Opportunities for Error
A WIP includes a lot of detailed information wherein lies the possibility for human error. The wrong information goes in and before you know it, accidentally inputting “00s” instead of a proper code or amount causes the spreadsheet to break. The error will eventually be found, but someone must go in and find out why the spreadsheet numbers do not add up.
This type of spreadsheet corruption happens as it travels through responsible parties, and each person adds one more possibility of a mistake. The more people involved, the more chances of some broken formula or mistaken input.
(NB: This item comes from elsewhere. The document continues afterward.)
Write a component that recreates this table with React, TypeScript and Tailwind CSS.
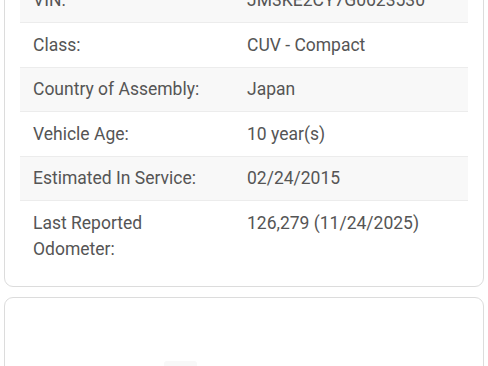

Studies1 show that nearly nine out of every 10 spreadsheets (88%) have errors,2 and the majority of those are from human error. Even the most masterfully crafted ones have errors in 1% of the formulas.3 With profit margins averaging 6%,4 and depending on the contractor’s niche, every percentage of profit that a company doesn’t predict can create serious consequences down the line.
Presentation Matters
The easier your WIP is to review and the more graphical elements it has — performance curves, visualizations, multiple colors, and schemes for information — the less cumbersome it is.
Easy-to-follow reports have always been beneficial, but it is even more important with the incoming generation of workers who are typically more data-savvy and dashboard-oriented. A good-looking, effective WIP quickly gives those who need it a better understanding of how a project is doing and, ultimately, where the company stands.
Prevent Delays
Traditional spreadsheet WIP reports depend on a wide circle of contributors and approvers who push them forward to meet deadlines. The controller has the information, but project executives must give the final sign-off. After all, the project executives or managers have a boots-on-the-ground view of everything happening and are aware if anything needs to be put into the WIP to show risk exposure.
This process is vital, and it’s important that the project executives act as the gatekeepers of the project. They are ultimately accountable for the project’s success or failure. This takes time, and inputting to the WIP takes time away from project management, which can lead to delays in getting approvals in a timely fashion.
The best project managers (PMs) want to spend more time managing the project than they do working in a spreadsheet. An inefficient spreadsheet WIP system can hurt the retention and productivity of some of your best specialists.